Research in Personalised Nutrition
Personalised medicine is a rapidly emerging approach that will revolutionise the current medical paradigm. Over the next decade, CNELM is investing in building a research centre with the aim to engage postdoctoral, PhD and MSc researchers focused on developing the theory and practice of evidence-based personalised nutrition. To achieve this, our objective is to build bridges between academic communities: bringing together researchers in computer science and systems biology with practitioners in nutrition and functional medicine.
Personalisation can either mean interventions that are targeted at disease population subgroups, or interventions that are tailored to the individual. The former is sometimes known as stratification and the latter as individualisation. At CNELM, our principal approach is ‘individualised’. Tailoring a nutritional intervention to the individual involves: (1) a detailed evaluation of an individual’s case-history and functional biochemical test results; and (2) using this analysis to design interventions that can vary from individual to individual, even though those individuals may present similarly. Importantly, at CNELM we also recognise the utility of stratification where appropriate; moreover, we are particularly interested in the advantages afforded by blending both approaches.

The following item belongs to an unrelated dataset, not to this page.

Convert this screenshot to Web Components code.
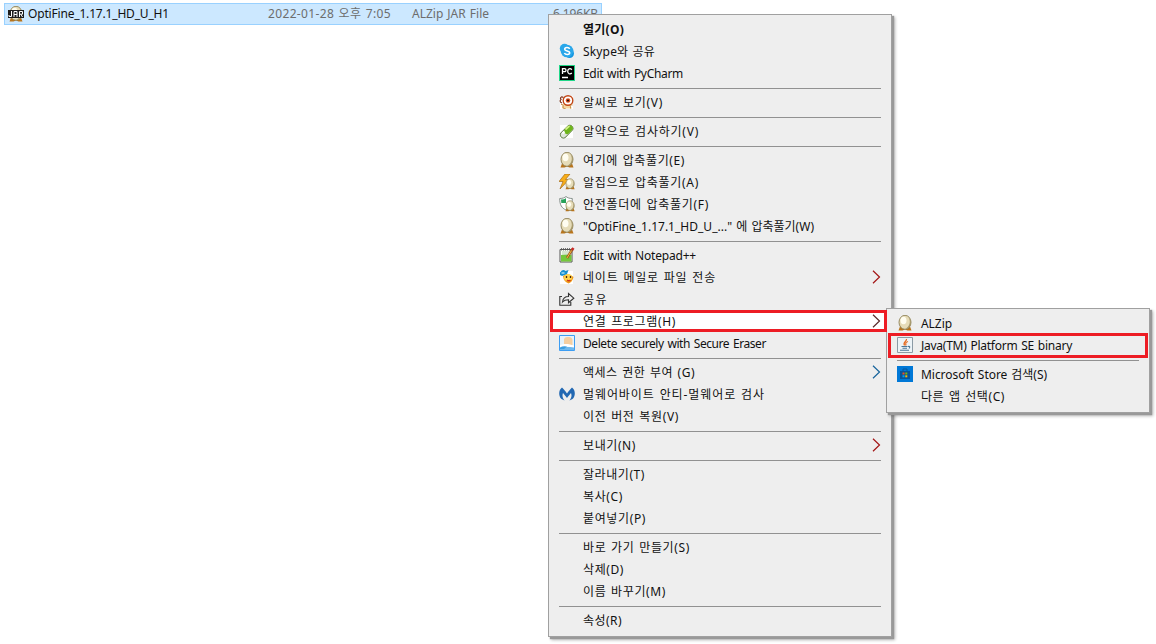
<!DOCTYPE html>
<html lang="ko">
<head>
<meta charset="utf-8">
<title>OptiFine</title>
<style>
body {
  margin: 0;
  width: 1156px;
  height: 644px;
  overflow: hidden;
  position: relative;
  background: #fff;
  font: 12px/22px "Noto Sans", "Noto Sans CJK KR", sans-serif;
  word-spacing: 1px;
  color: #111;
}

.main {
  position: absolute;
  left: 548px;
  top: 14px;
  width: 344px;
  height: 623px;
}

.sub {
  position: absolute;
  left: 886px;
  top: 308px;
  width: 264px;
  height: 105px;
}

.mark {
  position: absolute;
  box-sizing: border-box;
  border: 3px solid #ed1c24;
}
</style>
</head>
<body>

<file-row>
  <fit-text slot="name" w="141">OptiFine_1.17.1_HD_U_H1</fit-text>
  <fit-text slot="date" w="123">2022-01-28 오후 7:05</fit-text>
  <fit-text slot="type" w="77">ALZip JAR File</fit-text>
  <fit-text slot="size" w="45">6,196KB</fit-text>
</file-row>

<context-menu class="main">
  <menu-item w="41" bold>열기(O)</menu-item>
  <menu-item w="72" icon="skype">Skype와 공유</menu-item>
  <menu-item w="100" icon="pycharm">Edit with PyCharm</menu-item>
  <menu-line></menu-line>
  <menu-item w="80" icon="alsee">알씨로 보기(V)</menu-item>
  <menu-line></menu-line>
  <menu-item w="116" icon="pill">알약으로 검사하기(V)</menu-item>
  <menu-line></menu-line>
  <menu-item w="102" icon="egg">여기에 압축풀기(E)</menu-item>
  <menu-item w="116" icon="bolt">알집으로 압축풀기(A)</menu-item>
  <menu-item w="126" icon="shield">안전폴더에 압축풀기(F)</menu-item>
  <menu-item w="231" icon="egg">"OptiFine_1.17.1_HD_U_..." 에 압축풀기(W)</menu-item>
  <menu-line></menu-line>
  <menu-item w="113" icon="notepad">Edit with Notepad++</menu-item>
  <menu-item w="133" icon="nate" arrow="#a31515">네이트 메일로 파일 전송</menu-item>
  <menu-item w="25" icon="share">공유</menu-item>
  <menu-item w="93" class="open" arrow="#5a2a2a">연결 프로그램(H)</menu-item>
  <menu-item w="183" icon="eraser">Delete securely with Secure Eraser</menu-item>
  <menu-line></menu-line>
  <menu-item w="112" arrow="#17649c">액세스 권한 부여 (G)</menu-item>
  <menu-item w="182" icon="malware">멀웨어바이트 안티-멀웨어로 검사</menu-item>
  <menu-item w="96">이전 버전 복원(V)</menu-item>
  <menu-line></menu-line>
  <menu-item w="53" arrow="#a31515">보내기(N)</menu-item>
  <menu-line></menu-line>
  <menu-item w="62">잘라내기(T)</menu-item>
  <menu-item w="40">복사(C)</menu-item>
  <menu-item w="63">붙여넣기(P)</menu-item>
  <menu-line></menu-line>
  <menu-item w="107">바로 가기 만들기(S)</menu-item>
  <menu-item w="41">삭제(D)</menu-item>
  <menu-item w="83">이름 바꾸기(M)</menu-item>
  <menu-line></menu-line>
  <menu-item w="39">속성(R)</menu-item>
</context-menu>

<context-menu class="sub">
  <menu-item w="31" icon="egg">ALZip</menu-item>
  <menu-item w="151" icon="java">Java(TM) Platform SE binary</menu-item>
  <menu-line></menu-line>
  <menu-item w="126" icon="store">Microsoft Store 검색(S)</menu-item>
  <menu-item w="84">다른 앱 선택(C)</menu-item>
</context-menu>

<div class="mark" style="left:550px;top:310px;width:337px;height:22px"></div>
<div class="mark" style="left:888px;top:333px;width:260px;height:25px"></div>

<script>
const egg = `
  <path d="M1.500 15.500 3 11.500h10l1.500 4h-4l-2.500-1-2.500 1z" fill="#b8741c"/>
  <ellipse cx="8" cy="7.300" rx="6" ry="7" fill="#e6dcb8" stroke="#8f8258" stroke-width=".9"/>
  <path d="M11.500 2.500c2.500 4 1.500 8.500-3 11.300 6 0 7-8 3-11.300z" fill="#a4966a"/>
  <ellipse cx="6.500" cy="5.500" rx="3" ry="3.800" fill="#fffdf0"/>`

const icons = {
  skype: `<circle cx="5.500" cy="5.500" r="4.700" fill="#28a8ea"/><circle cx="10.500" cy="10.500" r="4.500" fill="#1496e0"/><circle cx="8" cy="8" r="6.300" fill="#2aa7ea"/>
    <path d="M10.700 5.800C9.800 4 5.700 4 5.700 6.200c0 2.300 5 1.200 5 3.600 0 2.300-4.400 2.200-5.300.2" fill="none" stroke="#fff" stroke-width="1.600"/>`,
  pycharm: `<path d="M0 0h16v16H0z" fill="#21d789"/><path d="M1 1h14v14H1z" fill="#000"/>
    <path d="M3.500 9V3.700h2a1.500 1.500 0 0 1 0 3h-2M12.800 4.700C11 2.700 8.700 4 8.700 6.300s2.300 3.600 4.100 1.700M3 12.500h6" fill="none" stroke="#fff" stroke-width="1.300"/>`,
  alsee: `<path d="M1 2h13v13H1z" fill="#fff"/><path d="M4 10h7l2 4.500H3z" fill="#f6d9a4"/>
    <path d="M4.500 3.500C2 2 .8 4 2 5.500c-1.500 1-1 3 1 3.500" fill="none" stroke="#7c3018" stroke-width="1.200"/>
    <circle cx="9" cy="6.500" r="4.800" fill="#fff" stroke="#c24716" stroke-width="1.400"/><circle cx="9" cy="6.500" r="2.300" fill="#e0501c"/><circle cx="9" cy="6.500" r="1.100" fill="#26110b"/>
    <path d="M2 10.500c1.500-.8 2.500.7 2 2.500s2 1.500 2.500 1.500M13.500 11c-1.500-.8-2.500.7-2 3.500" fill="none" stroke="#c48c46"/>`,
  pill: `<path d="M1 2h13v13H1z" fill="#fff"/><path d="m4.500 11.700 6.300-6.300" stroke="#4b6b2b" stroke-width="7" stroke-linecap="round"/><path d="m4.500 11.700 6.300-6.300" stroke="#dfe5dc" stroke-width="5.600" stroke-linecap="round"/><path d="m8 8.200 3-3" stroke="#6eb51c" stroke-width="5.600" stroke-linecap="round"/><path d="m7 6 3-2.700" stroke="#d4f283" stroke-width="1.700" stroke-linecap="round"/><path d="m3.500 10.500 2-2" stroke="#fff" stroke-width="2"/>`,
  egg,
  bolt: `<path d="M6 0 0 7.500h4L1 15l9-9.500H6.500L11 0z" fill="#f8ae19" stroke="#a56c18" stroke-width=".7"/><g transform="translate(5.500 4.500) scale(.7)">${egg}</g>`,
  shield: `<path d="M.7 2.500c3 0 5-.8 6.300-2 1.300 1.200 3.300 2 6.300 2 0 6.500-2 9.500-6.300 11.500C2.700 12 .7 9 .7 2.500z" fill="#fff" stroke="#87918c"/><path d="M2 3.500C4 3.500 6 3 7 2v5H2.300zM7 7h5.300c-.5 3-2 4.500-5.300 6z" fill="#27a25a"/><g transform="translate(5.500 4.500) scale(.7)">${egg}</g>`,
  notepad: `<path d="M1 2.500h12v12.500H1z" fill="#f7fff0" stroke="#555"/><path d="M2 8q5-1 10.500 0v6.500H2z" fill="#74c83b"/><path d="M3 5h7M3 7h6" stroke="#b7cdb0"/><path d="M2.500 1v2.500m2-2.500v2.500m2-2.500v2.500m2-2.500v2.500m2-2.500v2.500" stroke="#555" stroke-width=".8"/><path d="m8 11 5.500-9" stroke="#9a541d" stroke-width="2.500"/><path d="m8 11 4.500-7.500" stroke="#f5be43"/><path d="m13 3 1.500-2" stroke="#c92929" stroke-width="2.500"/>`,
  nate: `<path d="M1 2h13v13H1z" fill="#fff"/><path d="M4 7q5-4 10.500 1-1 5-5 6.500-5-2-5.500-7.500z" fill="#f09a1a"/><ellipse cx="9" cy="8.500" rx="4" ry="3.500" fill="#ffd54c"/><path d="M1 3.500q3-4 5.500-1.500l3-1-1.500 4-5 2-2-1z" fill="#1991d0"/><path d="M2.500 4h3" stroke="#b6e8ff" stroke-width="1.300"/><path d="M7.500 7v2m4-2v2" stroke="#4b2510" stroke-width="1.300"/><path d="M8 11q2 1.500 3.500 0" fill="none" stroke="#cf391b" stroke-width="1.500"/>`,
  share: `<path d="M3 5.500H.8v8.700h11V11M3.500 11C4 7 6 5.500 9.500 5.500v-3l5.300 4.700-5.300 4.500v-3c-3 0-4.500.6-6 2.300z" fill="none" stroke="#333" stroke-width="1.100"/>`,
  eraser: `<path d="M.5.500h15v15H.5z" fill="#e5f3fc" stroke="#3d9df2"/><path d="M1 12h14v3H1z" fill="#70b9ed"/><path d="M5 4q1-2 3-2h2q3 0 3.500 3v5H5z" fill="#f6cfa0"/><path d="m1 10 4-1h4l6 1.500v2L8 11.500l-7 1.500z" fill="#fff"/><path d="M1 12.500q3-2 7-1l-3 2.500H1z" fill="#3c9ee0"/>`,
  malware: `<path d="M3 1.500C-.5 4-.8 10 2.500 13l3 1.500C3.500 12 3 9.500 4 7c1 1 2.500 3 4 5 1.500-2 3-4 4-5 1 2.500.5 5-1.500 7.500l3-1.500c3.300-3 3-9-.5-11.500C11.500 3 9.500 5 8 7.500 6.500 5 4.500 3 3 1.500z" fill="#2268b2"/>`,
  java: `<path d="M.5.500h15v15H.5z" fill="#edf3f7" stroke="#8b9aa5"/><path d="M9.500 2C10 4.500 5.500 5 7.500 8.500M11 4.500C8 5.500 8.500 6.500 9 8.500" fill="none" stroke="#e66b21" stroke-width="1.300"/><path d="M4.500 9.500h6M5.500 11.300h4.500M3 13.300h9M11 9.500q3-.5 1 2" fill="none" stroke="#4c7797" stroke-width="1.100"/>`,
  store: `<path d="M0 0h16v16H0z" fill="#0078d7"/><path d="M3 5h10v8H3z" fill="#07549a"/><path d="M6 5V3h4v2" fill="none" stroke="#07549a"/><path d="M5.500 6.500h2v2h-2z" fill="#f25022"/><path d="M8.300 6.500h2v2h-2z" fill="#7fba00"/><path d="M5.500 9.300h2v2h-2z" fill="#00a4ef"/><path d="M8.300 9.300h2v2h-2z" fill="#ffb900"/>`
}

// Spreads its text over the width given in the w attribute
customElements.define('fit-text', class extends HTMLElement {
  constructor () {
    super()
    this.attachShadow({ mode: 'open' }).innerHTML = `
<style>
:host { display: inline-block; white-space: nowrap; }
span { display: inline-block; }
</style>
<span><slot></slot></span>`
  }

  connectedCallback () {
    const span = this.shadowRoot.querySelector('span')
    const text = this.textContent.trim()
    const width = span.getBoundingClientRect().width
    if (text && width) {
      span.style.letterSpacing = (this.getAttribute('w') - width) / text.length + 'px'
    }
  }
})

customElements.define('menu-line', class extends HTMLElement {
  constructor () {
    super()
    this.attachShadow({ mode: 'open' }).innerHTML = `
<style>
:host { display: block; height: 7px; padding: 4px 10px 0; box-sizing: border-box; }
div { height: 1px; background: #919191; }
</style>
<div></div>`
  }
})

customElements.define('menu-item', class extends HTMLElement {
  connectedCallback () {
    const icon = icons[this.getAttribute('icon')] || ''
    const arrow = this.getAttribute('arrow')
    this.attachShadow({ mode: 'open' }).innerHTML = `
<style>
:host { display: flex; align-items: center; height: 22px; padding: 0 10px; }
:host([bold]) { font-weight: bold; }
:host(.open) { background: #fff; margin: 0 3px 0 2px; padding: 0 7px 0 8px; }
.icon { width: 16px; height: 16px; margin-right: 8px; flex: none; }
.arrow { width: 9px; height: 14px; margin-left: auto; }
fit-text { padding-top: 2px; }
</style>
<svg class="icon" viewBox="0 0 16 16">${icon}</svg>
<fit-text w="${this.getAttribute('w')}">${this.textContent}</fit-text>
${arrow ? `<svg class="arrow" viewBox="0 0 9 14"><path d="m1 .7 6.500 6.300L1 13.300" fill="none" stroke="${arrow}" stroke-width="1.200"/></svg>` : ''}`
  }
})

customElements.define('context-menu', class extends HTMLElement {
  constructor () {
    super()
    this.attachShadow({ mode: 'open' }).innerHTML = `
<style>
:host {
  display: block;
  box-sizing: border-box;
  padding: 3px 0;
  background: #eee;
  border: 1px solid #a0a0a0;
  box-shadow: 2px 2px 1px #999, 3px 3px 3px rgba(0, 0, 0, .3);
}
</style>
<slot></slot>`
  }
})

customElements.define('file-row', class extends HTMLElement {
  constructor () {
    super()
    this.attachShadow({ mode: 'open' }).innerHTML = `
<style>
:host {
  display: grid;
  grid-template-columns: 260px 144px 100px 1fr;
  box-sizing: border-box;
  width: 598px;
  height: 22px;
  margin: 3px 0 0 4px;
  padding: 0 3px;
  line-height: 20px;
  color: #6d6d6d;
  background: #cce8ff;
  border: 1px solid #99d1ff;
}
div { display: flex; align-items: center; gap: 4px; color: #111; }
svg { width: 16px; height: 16px; }
::slotted([slot="size"]) { justify-self: end; }
</style>
<div>
  <svg viewBox="0 0 16 16">${egg}<path d="M0 4h16v8H0z" fill="#1c1c1c"/><path d="M1 9v1.500h2.500V5M6 11V5.500h3V11M6 8.500h3M11.500 11V5.500h3v2.700h-3m1.300 0 1.700 2.800" fill="none" stroke="#fff"/></svg>
  <slot name="name"></slot>
</div>
<slot name="date"></slot>
<slot name="type"></slot>
<slot name="size"></slot>`
  }
})
</script>
</body>
</html>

In either approach, personalised nutrition interventions involve specific diet & lifestyle changes and supplementation recommendations designed to work together synergistically to achieve a positive outcome. Currently, these interventions are designed using Patho-Physiological Reasoning (PPR): this means reasoning about the mechanisms of pathology or disease present in the individual to design a positive intervention. However, PPR plays a more significant role in tailored personalisation, as the clinician is the one performing the PPR. In stratification, this reasoning is performed beforehand by nutritional scientists, and hence can have less flexibility in many instances.
Personalisation should provide demonstrable improvements to healthcare outcomes. Demonstrable improvements require clinical evidence; to this end we use Greenhalgh’s definition of Evidence Based Medicine (EBM) to define our approach:
“[EBM is … ] the use of mathematical estimates of the risk of benefit and harm, derived from high-quality research on population samples, to inform clinical decision-making in the diagnosis, investigation or management of individual patients.”
Our aim is to build predictive models of personalised nutritional interventions by combing the findings of systematic reviews of the biomedical literature with advanced statistical analysis of clinical data. These models, when combined with Randomised Controlled Trials (RCTs), should provide a solid evidence base for personalised nutrition. We call this combined approach Evidence-Based Patho-Physiological Reasoning (EB-PPR).
Undergraduate and Taught Postgraduate Research
Undergraduate and postgraduate students engage in individual and group research projects that systematically review the literature around nutritional interventions and mechanism of disease; some postgraduate projects can also analyse human data relevant to such interventions. We aim to maximise the number of publications emanating from student research to help support this developing field. All projects involving human data are overseen by the CNELM Research Ethics Committee (REC).